[Front-end source files]
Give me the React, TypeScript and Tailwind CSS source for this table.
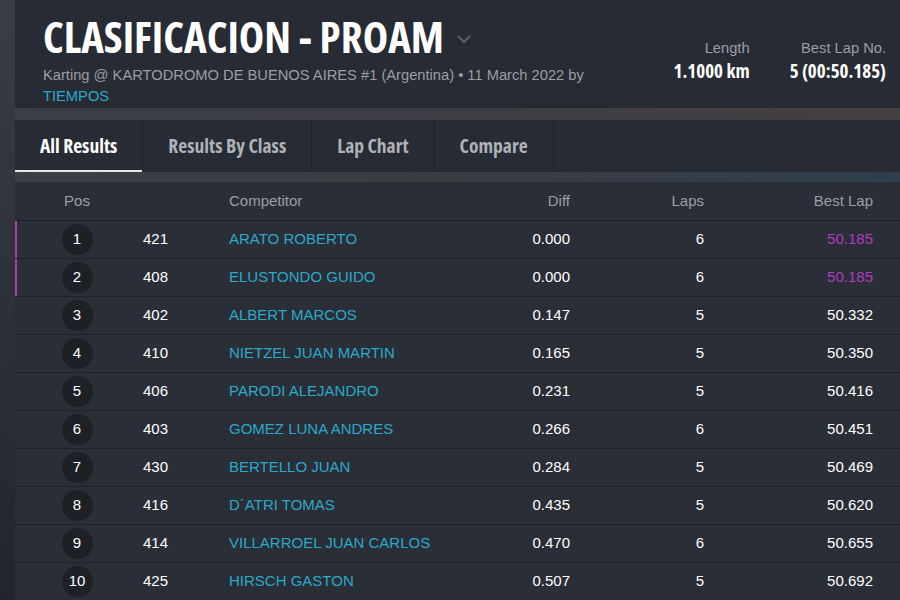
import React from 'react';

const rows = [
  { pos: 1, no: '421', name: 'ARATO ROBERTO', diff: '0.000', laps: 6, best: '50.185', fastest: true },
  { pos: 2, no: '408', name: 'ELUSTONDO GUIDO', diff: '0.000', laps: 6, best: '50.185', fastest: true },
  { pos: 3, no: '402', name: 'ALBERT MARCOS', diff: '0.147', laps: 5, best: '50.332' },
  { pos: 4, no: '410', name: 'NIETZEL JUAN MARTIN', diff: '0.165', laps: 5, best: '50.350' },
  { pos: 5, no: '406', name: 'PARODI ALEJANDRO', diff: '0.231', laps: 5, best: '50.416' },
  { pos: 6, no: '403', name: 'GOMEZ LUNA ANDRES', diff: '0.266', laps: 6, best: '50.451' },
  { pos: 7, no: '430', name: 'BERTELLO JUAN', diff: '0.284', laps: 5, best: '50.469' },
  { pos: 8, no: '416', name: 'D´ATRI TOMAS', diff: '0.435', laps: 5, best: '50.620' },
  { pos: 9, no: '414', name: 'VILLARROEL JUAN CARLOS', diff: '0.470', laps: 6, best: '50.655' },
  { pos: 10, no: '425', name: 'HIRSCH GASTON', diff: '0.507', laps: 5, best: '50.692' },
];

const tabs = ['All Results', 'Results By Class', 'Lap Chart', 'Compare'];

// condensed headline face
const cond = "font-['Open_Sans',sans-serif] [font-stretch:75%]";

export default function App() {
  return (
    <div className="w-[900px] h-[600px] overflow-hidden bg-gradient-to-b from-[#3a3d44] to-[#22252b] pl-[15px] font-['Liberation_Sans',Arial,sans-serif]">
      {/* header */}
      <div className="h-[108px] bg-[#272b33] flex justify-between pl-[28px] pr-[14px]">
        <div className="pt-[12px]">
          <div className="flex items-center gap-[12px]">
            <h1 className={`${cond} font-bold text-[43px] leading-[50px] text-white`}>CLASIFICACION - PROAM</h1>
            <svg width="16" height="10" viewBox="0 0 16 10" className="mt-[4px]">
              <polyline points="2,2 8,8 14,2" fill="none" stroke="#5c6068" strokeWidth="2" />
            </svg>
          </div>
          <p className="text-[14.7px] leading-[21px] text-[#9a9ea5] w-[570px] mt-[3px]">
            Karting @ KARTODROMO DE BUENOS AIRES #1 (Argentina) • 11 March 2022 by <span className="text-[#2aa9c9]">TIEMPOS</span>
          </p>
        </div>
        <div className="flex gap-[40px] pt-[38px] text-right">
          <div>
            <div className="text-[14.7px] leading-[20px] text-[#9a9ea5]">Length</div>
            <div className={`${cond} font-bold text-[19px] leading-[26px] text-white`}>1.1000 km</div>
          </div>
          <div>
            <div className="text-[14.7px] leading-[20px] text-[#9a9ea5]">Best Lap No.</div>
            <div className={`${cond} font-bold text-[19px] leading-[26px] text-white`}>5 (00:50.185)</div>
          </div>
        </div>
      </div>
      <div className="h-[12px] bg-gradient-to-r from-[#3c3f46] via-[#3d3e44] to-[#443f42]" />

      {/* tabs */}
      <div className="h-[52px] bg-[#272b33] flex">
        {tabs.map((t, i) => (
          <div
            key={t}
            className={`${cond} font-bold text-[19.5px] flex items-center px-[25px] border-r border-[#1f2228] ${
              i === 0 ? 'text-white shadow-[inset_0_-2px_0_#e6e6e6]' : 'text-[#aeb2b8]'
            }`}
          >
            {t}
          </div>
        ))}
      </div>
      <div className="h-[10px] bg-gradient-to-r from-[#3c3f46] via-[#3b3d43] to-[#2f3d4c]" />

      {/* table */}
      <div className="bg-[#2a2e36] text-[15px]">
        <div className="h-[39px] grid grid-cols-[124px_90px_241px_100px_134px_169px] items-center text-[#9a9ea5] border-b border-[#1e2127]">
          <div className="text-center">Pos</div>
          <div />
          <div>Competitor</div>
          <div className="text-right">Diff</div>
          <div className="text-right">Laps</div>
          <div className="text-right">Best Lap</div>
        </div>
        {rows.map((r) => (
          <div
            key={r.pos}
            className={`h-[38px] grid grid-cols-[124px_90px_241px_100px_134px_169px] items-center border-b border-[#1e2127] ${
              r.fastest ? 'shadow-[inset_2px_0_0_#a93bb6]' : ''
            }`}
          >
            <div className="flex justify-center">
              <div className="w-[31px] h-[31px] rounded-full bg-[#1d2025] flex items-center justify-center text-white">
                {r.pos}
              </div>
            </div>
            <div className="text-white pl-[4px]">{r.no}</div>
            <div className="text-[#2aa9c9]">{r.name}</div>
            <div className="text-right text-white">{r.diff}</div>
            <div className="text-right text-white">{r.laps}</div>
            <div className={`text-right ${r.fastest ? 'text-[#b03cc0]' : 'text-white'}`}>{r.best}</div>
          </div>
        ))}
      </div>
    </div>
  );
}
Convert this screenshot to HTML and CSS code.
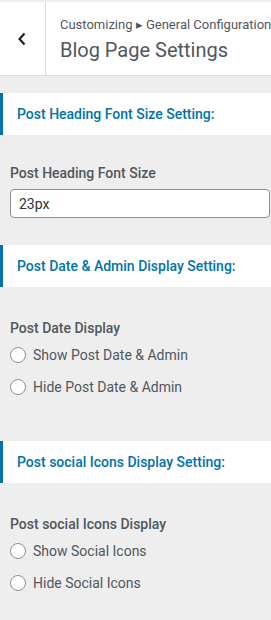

SHORT TASK:
Copy every entry exactly as written. Pictures are excluded.

SOLUTION TO THIS EXERCISE:
Give me the React, TypeScript and Tailwind CSS source for this table.
import React from 'react';

const rows = [
  { pos: 1, no: '421', name: 'ARATO ROBERTO', diff: '0.000', laps: 6, best: '50.185', fastest: true },
  { pos: 2, no: '408', name: 'ELUSTONDO GUIDO', diff: '0.000', laps: 6, best: '50.185', fastest: true },
  { pos: 3, no: '402', name: 'ALBERT MARCOS', diff: '0.147', laps: 5, best: '50.332' },
  { pos: 4, no: '410', name: 'NIETZEL JUAN MARTIN', diff: '0.165', laps: 5, best: '50.350' },
  { pos: 5, no: '406', name: 'PARODI ALEJANDRO', diff: '0.231', laps: 5, best: '50.416' },
  { pos: 6, no: '403', name: 'GOMEZ LUNA ANDRES', diff: '0.266', laps: 6, best: '50.451' },
  { pos: 7, no: '430', name: 'BERTELLO JUAN', diff: '0.284', laps: 5, best: '50.469' },
  { pos: 8, no: '416', name: 'D´ATRI TOMAS', diff: '0.435', laps: 5, best: '50.620' },
  { pos: 9, no: '414', name: 'VILLARROEL JUAN CARLOS', diff: '0.470', laps: 6, best: '50.655' },
  { pos: 10, no: '425', name: 'HIRSCH GASTON', diff: '0.507', laps: 5, best: '50.692' },
];

const tabs = ['All Results', 'Results By Class', 'Lap Chart', 'Compare'];

// condensed headline face
const cond = "font-['Open_Sans',sans-serif] [font-stretch:75%]";

export default function App() {
  return (
    <div className="w-[900px] h-[600px] overflow-hidden bg-gradient-to-b from-[#3a3d44] to-[#22252b] pl-[15px] font-['Liberation_Sans',Arial,sans-serif]">
      {/* header */}
      <div className="h-[108px] bg-[#272b33] flex justify-between pl-[28px] pr-[14px]">
        <div className="pt-[12px]">
          <div className="flex items-center gap-[12px]">
            <h1 className={`${cond} font-bold text-[43px] leading-[50px] text-white`}>CLASIFICACION - PROAM</h1>
            <svg width="16" height="10" viewBox="0 0 16 10" className="mt-[4px]">
              <polyline points="2,2 8,8 14,2" fill="none" stroke="#5c6068" strokeWidth="2" />
            </svg>
          </div>
          <p className="text-[14.7px] leading-[21px] text-[#9a9ea5] w-[570px] mt-[3px]">
            Karting @ KARTODROMO DE BUENOS AIRES #1 (Argentina) • 11 March 2022 by <span className="text-[#2aa9c9]">TIEMPOS</span>
          </p>
        </div>
        <div className="flex gap-[40px] pt-[38px] text-right">
          <div>
            <div className="text-[14.7px] leading-[20px] text-[#9a9ea5]">Length</div>
            <div className={`${cond} font-bold text-[19px] leading-[26px] text-white`}>1.1000 km</div>
          </div>
          <div>
            <div className="text-[14.7px] leading-[20px] text-[#9a9ea5]">Best Lap No.</div>
            <div className={`${cond} font-bold text-[19px] leading-[26px] text-white`}>5 (00:50.185)</div>
          </div>
        </div>
      </div>
      <div className="h-[12px] bg-gradient-to-r from-[#3c3f46] via-[#3d3e44] to-[#443f42]" />

      {/* tabs */}
      <div className="h-[52px] bg-[#272b33] flex">
        {tabs.map((t, i) => (
          <div
            key={t}
            className={`${cond} font-bold text-[19.5px] flex items-center px-[25px] border-r border-[#1f2228] ${
              i === 0 ? 'text-white shadow-[inset_0_-2px_0_#e6e6e6]' : 'text-[#aeb2b8]'
            }`}
          >
            {t}
          </div>
        ))}
      </div>
      <div className="h-[10px] bg-gradient-to-r from-[#3c3f46] via-[#3b3d43] to-[#2f3d4c]" />

      {/* table */}
      <div className="bg-[#2a2e36] text-[15px]">
        <div className="h-[39px] grid grid-cols-[124px_90px_241px_100px_134px_169px] items-center text-[#9a9ea5] border-b border-[#1e2127]">
          <div className="text-center">Pos</div>
          <div />
          <div>Competitor</div>
          <div className="text-right">Diff</div>
          <div className="text-right">Laps</div>
          <div className="text-right">Best Lap</div>
        </div>
        {rows.map((r) => (
          <div
            key={r.pos}
            className={`h-[38px] grid grid-cols-[124px_90px_241px_100px_134px_169px] items-center border-b border-[#1e2127] ${
              r.fastest ? 'shadow-[inset_2px_0_0_#a93bb6]' : ''
            }`}
          >
            <div className="flex justify-center">
              <div className="w-[31px] h-[31px] rounded-full bg-[#1d2025] flex items-center justify-center text-white">
                {r.pos}
              </div>
            </div>
            <div className="text-white pl-[4px]">{r.no}</div>
            <div className="text-[#2aa9c9]">{r.name}</div>
            <div className="text-right text-white">{r.diff}</div>
            <div className="text-right text-white">{r.laps}</div>
            <div className={`text-right ${r.fastest ? 'text-[#b03cc0]' : 'text-white'}`}>{r.best}</div>
          </div>
        ))}
      </div>
    </div>
  );
}
Convert this screenshot to HTML and CSS code.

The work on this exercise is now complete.